RECORDED DATA:
=======

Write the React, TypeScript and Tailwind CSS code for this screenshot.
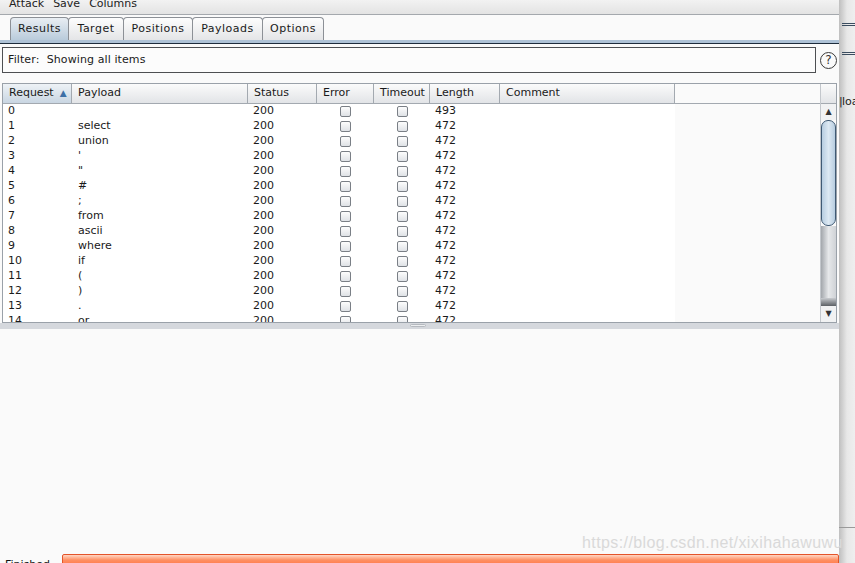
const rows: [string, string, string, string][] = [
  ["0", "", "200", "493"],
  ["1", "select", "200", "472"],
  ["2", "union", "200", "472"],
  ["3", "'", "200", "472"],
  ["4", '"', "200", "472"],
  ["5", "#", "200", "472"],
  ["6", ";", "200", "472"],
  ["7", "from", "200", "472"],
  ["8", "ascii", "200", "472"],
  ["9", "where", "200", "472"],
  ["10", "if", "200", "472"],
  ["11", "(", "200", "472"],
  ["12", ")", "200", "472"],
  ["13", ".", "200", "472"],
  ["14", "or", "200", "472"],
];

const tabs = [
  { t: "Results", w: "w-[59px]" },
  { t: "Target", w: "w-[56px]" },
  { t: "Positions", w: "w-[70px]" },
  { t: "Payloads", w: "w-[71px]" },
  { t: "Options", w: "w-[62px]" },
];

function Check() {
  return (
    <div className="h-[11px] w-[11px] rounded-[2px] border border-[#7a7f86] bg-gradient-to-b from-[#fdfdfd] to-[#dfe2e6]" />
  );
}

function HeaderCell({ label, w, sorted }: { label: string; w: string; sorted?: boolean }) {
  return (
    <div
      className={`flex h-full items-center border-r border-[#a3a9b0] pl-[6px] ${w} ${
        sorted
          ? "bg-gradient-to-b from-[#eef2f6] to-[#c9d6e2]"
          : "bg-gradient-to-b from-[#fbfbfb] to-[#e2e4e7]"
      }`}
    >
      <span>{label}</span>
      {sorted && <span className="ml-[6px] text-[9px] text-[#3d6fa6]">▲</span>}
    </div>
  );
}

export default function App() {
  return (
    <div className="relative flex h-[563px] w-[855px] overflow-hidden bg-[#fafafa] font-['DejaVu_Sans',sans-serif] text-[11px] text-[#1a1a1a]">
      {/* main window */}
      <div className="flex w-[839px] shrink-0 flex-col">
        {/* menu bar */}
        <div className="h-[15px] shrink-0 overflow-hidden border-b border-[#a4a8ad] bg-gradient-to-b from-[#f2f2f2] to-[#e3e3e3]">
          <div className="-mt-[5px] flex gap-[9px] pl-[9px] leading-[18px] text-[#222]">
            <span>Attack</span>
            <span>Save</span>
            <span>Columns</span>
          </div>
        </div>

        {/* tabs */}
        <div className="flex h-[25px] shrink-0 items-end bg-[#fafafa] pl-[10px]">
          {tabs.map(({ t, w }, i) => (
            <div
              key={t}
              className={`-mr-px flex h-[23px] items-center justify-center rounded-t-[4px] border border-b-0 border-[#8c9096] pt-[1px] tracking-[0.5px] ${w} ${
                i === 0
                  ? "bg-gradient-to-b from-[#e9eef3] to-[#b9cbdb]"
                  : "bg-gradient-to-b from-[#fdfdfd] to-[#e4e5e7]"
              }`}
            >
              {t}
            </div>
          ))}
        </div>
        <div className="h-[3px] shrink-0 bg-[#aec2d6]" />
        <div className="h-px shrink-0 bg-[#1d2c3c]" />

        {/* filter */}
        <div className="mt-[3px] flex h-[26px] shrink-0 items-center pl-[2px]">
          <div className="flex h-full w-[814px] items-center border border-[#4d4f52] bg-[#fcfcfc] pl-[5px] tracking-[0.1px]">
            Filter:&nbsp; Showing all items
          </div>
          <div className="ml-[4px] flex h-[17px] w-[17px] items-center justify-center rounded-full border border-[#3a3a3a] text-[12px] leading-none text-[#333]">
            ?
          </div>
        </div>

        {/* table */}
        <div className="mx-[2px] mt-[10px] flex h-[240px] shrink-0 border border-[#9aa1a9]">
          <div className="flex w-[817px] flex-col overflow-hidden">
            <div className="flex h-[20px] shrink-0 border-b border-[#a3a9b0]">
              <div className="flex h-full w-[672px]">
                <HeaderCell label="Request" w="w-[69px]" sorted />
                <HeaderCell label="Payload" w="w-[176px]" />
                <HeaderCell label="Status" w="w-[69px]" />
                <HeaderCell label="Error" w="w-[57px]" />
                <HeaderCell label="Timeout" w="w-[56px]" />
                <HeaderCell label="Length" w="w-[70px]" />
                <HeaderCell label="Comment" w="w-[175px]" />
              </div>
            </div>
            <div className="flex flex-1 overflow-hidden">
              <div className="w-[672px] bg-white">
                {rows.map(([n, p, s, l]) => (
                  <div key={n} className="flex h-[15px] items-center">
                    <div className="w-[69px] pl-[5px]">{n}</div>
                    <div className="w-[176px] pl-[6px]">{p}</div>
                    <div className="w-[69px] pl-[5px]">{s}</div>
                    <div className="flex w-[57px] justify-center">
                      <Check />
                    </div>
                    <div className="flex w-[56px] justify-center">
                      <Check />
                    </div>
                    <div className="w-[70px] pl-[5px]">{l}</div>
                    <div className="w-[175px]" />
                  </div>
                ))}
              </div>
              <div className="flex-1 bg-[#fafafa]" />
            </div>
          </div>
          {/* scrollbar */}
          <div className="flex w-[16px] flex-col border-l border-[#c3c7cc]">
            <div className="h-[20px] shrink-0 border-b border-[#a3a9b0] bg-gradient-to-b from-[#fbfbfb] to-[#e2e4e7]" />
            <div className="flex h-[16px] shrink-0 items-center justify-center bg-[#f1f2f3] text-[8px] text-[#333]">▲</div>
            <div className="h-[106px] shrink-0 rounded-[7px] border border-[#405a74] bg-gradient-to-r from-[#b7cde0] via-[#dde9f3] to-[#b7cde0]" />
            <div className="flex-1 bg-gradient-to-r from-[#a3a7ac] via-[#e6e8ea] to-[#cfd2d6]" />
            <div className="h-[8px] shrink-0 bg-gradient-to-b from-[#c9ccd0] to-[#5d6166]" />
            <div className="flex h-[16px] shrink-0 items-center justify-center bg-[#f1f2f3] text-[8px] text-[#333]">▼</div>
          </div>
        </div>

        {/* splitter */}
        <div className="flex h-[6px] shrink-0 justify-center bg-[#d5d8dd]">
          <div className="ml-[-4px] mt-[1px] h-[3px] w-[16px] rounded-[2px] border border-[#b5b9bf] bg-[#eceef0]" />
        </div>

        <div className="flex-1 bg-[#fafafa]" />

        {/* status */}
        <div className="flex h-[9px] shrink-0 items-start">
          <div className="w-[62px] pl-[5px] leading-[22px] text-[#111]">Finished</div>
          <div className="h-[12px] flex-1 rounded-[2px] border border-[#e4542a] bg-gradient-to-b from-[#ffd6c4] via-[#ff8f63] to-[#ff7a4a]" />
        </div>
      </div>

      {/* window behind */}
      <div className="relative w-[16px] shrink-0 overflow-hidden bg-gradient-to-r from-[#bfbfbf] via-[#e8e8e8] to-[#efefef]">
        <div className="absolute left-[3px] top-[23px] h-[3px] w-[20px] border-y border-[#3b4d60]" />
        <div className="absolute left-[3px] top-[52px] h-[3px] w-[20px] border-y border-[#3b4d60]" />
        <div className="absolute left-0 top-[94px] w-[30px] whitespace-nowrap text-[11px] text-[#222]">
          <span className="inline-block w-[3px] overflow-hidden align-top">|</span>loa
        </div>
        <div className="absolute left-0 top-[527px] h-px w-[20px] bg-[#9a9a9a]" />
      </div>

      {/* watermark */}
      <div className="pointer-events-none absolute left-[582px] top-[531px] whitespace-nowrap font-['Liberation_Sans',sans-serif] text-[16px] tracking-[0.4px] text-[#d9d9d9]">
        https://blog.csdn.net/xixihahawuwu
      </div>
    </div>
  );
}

=======

EXERCISE REQUIREMENTS:
Transcribe the whole listing exactly. Pictures stay out of your copy.

EXERCISE RESULT:
Write the React, TypeScript and Tailwind CSS code for this screenshot.
const rows: [string, string, string, string][] = [
  ["0", "", "200", "493"],
  ["1", "select", "200", "472"],
  ["2", "union", "200", "472"],
  ["3", "'", "200", "472"],
  ["4", '"', "200", "472"],
  ["5", "#", "200", "472"],
  ["6", ";", "200", "472"],
  ["7", "from", "200", "472"],
  ["8", "ascii", "200", "472"],
  ["9", "where", "200", "472"],
  ["10", "if", "200", "472"],
  ["11", "(", "200", "472"],
  ["12", ")", "200", "472"],
  ["13", ".", "200", "472"],
  ["14", "or", "200", "472"],
];

const tabs = [
  { t: "Results", w: "w-[59px]" },
  { t: "Target", w: "w-[56px]" },
  { t: "Positions", w: "w-[70px]" },
  { t: "Payloads", w: "w-[71px]" },
  { t: "Options", w: "w-[62px]" },
];

function Check() {
  return (
    <div className="h-[11px] w-[11px] rounded-[2px] border border-[#7a7f86] bg-gradient-to-b from-[#fdfdfd] to-[#dfe2e6]" />
  );
}

function HeaderCell({ label, w, sorted }: { label: string; w: string; sorted?: boolean }) {
  return (
    <div
      className={`flex h-full items-center border-r border-[#a3a9b0] pl-[6px] ${w} ${
        sorted
          ? "bg-gradient-to-b from-[#eef2f6] to-[#c9d6e2]"
          : "bg-gradient-to-b from-[#fbfbfb] to-[#e2e4e7]"
      }`}
    >
      <span>{label}</span>
      {sorted && <span className="ml-[6px] text-[9px] text-[#3d6fa6]">▲</span>}
    </div>
  );
}

export default function App() {
  return (
    <div className="relative flex h-[563px] w-[855px] overflow-hidden bg-[#fafafa] font-['DejaVu_Sans',sans-serif] text-[11px] text-[#1a1a1a]">
      {/* main window */}
      <div className="flex w-[839px] shrink-0 flex-col">
        {/* menu bar */}
        <div className="h-[15px] shrink-0 overflow-hidden border-b border-[#a4a8ad] bg-gradient-to-b from-[#f2f2f2] to-[#e3e3e3]">
          <div className="-mt-[5px] flex gap-[9px] pl-[9px] leading-[18px] text-[#222]">
            <span>Attack</span>
            <span>Save</span>
            <span>Columns</span>
          </div>
        </div>

        {/* tabs */}
        <div className="flex h-[25px] shrink-0 items-end bg-[#fafafa] pl-[10px]">
          {tabs.map(({ t, w }, i) => (
            <div
              key={t}
              className={`-mr-px flex h-[23px] items-center justify-center rounded-t-[4px] border border-b-0 border-[#8c9096] pt-[1px] tracking-[0.5px] ${w} ${
                i === 0
                  ? "bg-gradient-to-b from-[#e9eef3] to-[#b9cbdb]"
                  : "bg-gradient-to-b from-[#fdfdfd] to-[#e4e5e7]"
              }`}
            >
              {t}
            </div>
          ))}
        </div>
        <div className="h-[3px] shrink-0 bg-[#aec2d6]" />
        <div className="h-px shrink-0 bg-[#1d2c3c]" />

        {/* filter */}
        <div className="mt-[3px] flex h-[26px] shrink-0 items-center pl-[2px]">
          <div className="flex h-full w-[814px] items-center border border-[#4d4f52] bg-[#fcfcfc] pl-[5px] tracking-[0.1px]">
            Filter:&nbsp; Showing all items
          </div>
          <div className="ml-[4px] flex h-[17px] w-[17px] items-center justify-center rounded-full border border-[#3a3a3a] text-[12px] leading-none text-[#333]">
            ?
          </div>
        </div>

        {/* table */}
        <div className="mx-[2px] mt-[10px] flex h-[240px] shrink-0 border border-[#9aa1a9]">
          <div className="flex w-[817px] flex-col overflow-hidden">
            <div className="flex h-[20px] shrink-0 border-b border-[#a3a9b0]">
              <div className="flex h-full w-[672px]">
                <HeaderCell label="Request" w="w-[69px]" sorted />
                <HeaderCell label="Payload" w="w-[176px]" />
                <HeaderCell label="Status" w="w-[69px]" />
                <HeaderCell label="Error" w="w-[57px]" />
                <HeaderCell label="Timeout" w="w-[56px]" />
                <HeaderCell label="Length" w="w-[70px]" />
                <HeaderCell label="Comment" w="w-[175px]" />
              </div>
            </div>
            <div className="flex flex-1 overflow-hidden">
              <div className="w-[672px] bg-white">
                {rows.map(([n, p, s, l]) => (
                  <div key={n} className="flex h-[15px] items-center">
                    <div className="w-[69px] pl-[5px]">{n}</div>
                    <div className="w-[176px] pl-[6px]">{p}</div>
                    <div className="w-[69px] pl-[5px]">{s}</div>
                    <div className="flex w-[57px] justify-center">
                      <Check />
                    </div>
                    <div className="flex w-[56px] justify-center">
                      <Check />
                    </div>
                    <div className="w-[70px] pl-[5px]">{l}</div>
                    <div className="w-[175px]" />
                  </div>
                ))}
              </div>
              <div className="flex-1 bg-[#fafafa]" />
            </div>
          </div>
          {/* scrollbar */}
          <div className="flex w-[16px] flex-col border-l border-[#c3c7cc]">
            <div className="h-[20px] shrink-0 border-b border-[#a3a9b0] bg-gradient-to-b from-[#fbfbfb] to-[#e2e4e7]" />
            <div className="flex h-[16px] shrink-0 items-center justify-center bg-[#f1f2f3] text-[8px] text-[#333]">▲</div>
            <div className="h-[106px] shrink-0 rounded-[7px] border border-[#405a74] bg-gradient-to-r from-[#b7cde0] via-[#dde9f3] to-[#b7cde0]" />
            <div className="flex-1 bg-gradient-to-r from-[#a3a7ac] via-[#e6e8ea] to-[#cfd2d6]" />
            <div className="h-[8px] shrink-0 bg-gradient-to-b from-[#c9ccd0] to-[#5d6166]" />
            <div className="flex h-[16px] shrink-0 items-center justify-center bg-[#f1f2f3] text-[8px] text-[#333]">▼</div>
          </div>
        </div>

        {/* splitter */}
        <div className="flex h-[6px] shrink-0 justify-center bg-[#d5d8dd]">
          <div className="ml-[-4px] mt-[1px] h-[3px] w-[16px] rounded-[2px] border border-[#b5b9bf] bg-[#eceef0]" />
        </div>

        <div className="flex-1 bg-[#fafafa]" />

        {/* status */}
        <div className="flex h-[9px] shrink-0 items-start">
          <div className="w-[62px] pl-[5px] leading-[22px] text-[#111]">Finished</div>
          <div className="h-[12px] flex-1 rounded-[2px] border border-[#e4542a] bg-gradient-to-b from-[#ffd6c4] via-[#ff8f63] to-[#ff7a4a]" />
        </div>
      </div>

      {/* window behind */}
      <div className="relative w-[16px] shrink-0 overflow-hidden bg-gradient-to-r from-[#bfbfbf] via-[#e8e8e8] to-[#efefef]">
        <div className="absolute left-[3px] top-[23px] h-[3px] w-[20px] border-y border-[#3b4d60]" />
        <div className="absolute left-[3px] top-[52px] h-[3px] w-[20px] border-y border-[#3b4d60]" />
        <div className="absolute left-0 top-[94px] w-[30px] whitespace-nowrap text-[11px] text-[#222]">
          <span className="inline-block w-[3px] overflow-hidden align-top">|</span>loa
        </div>
        <div className="absolute left-0 top-[527px] h-px w-[20px] bg-[#9a9a9a]" />
      </div>

      {/* watermark */}
      <div className="pointer-events-none absolute left-[582px] top-[531px] whitespace-nowrap font-['Liberation_Sans',sans-serif] text-[16px] tracking-[0.4px] text-[#d9d9d9]">
        https://blog.csdn.net/xixihahawuwu
      </div>
    </div>
  );
}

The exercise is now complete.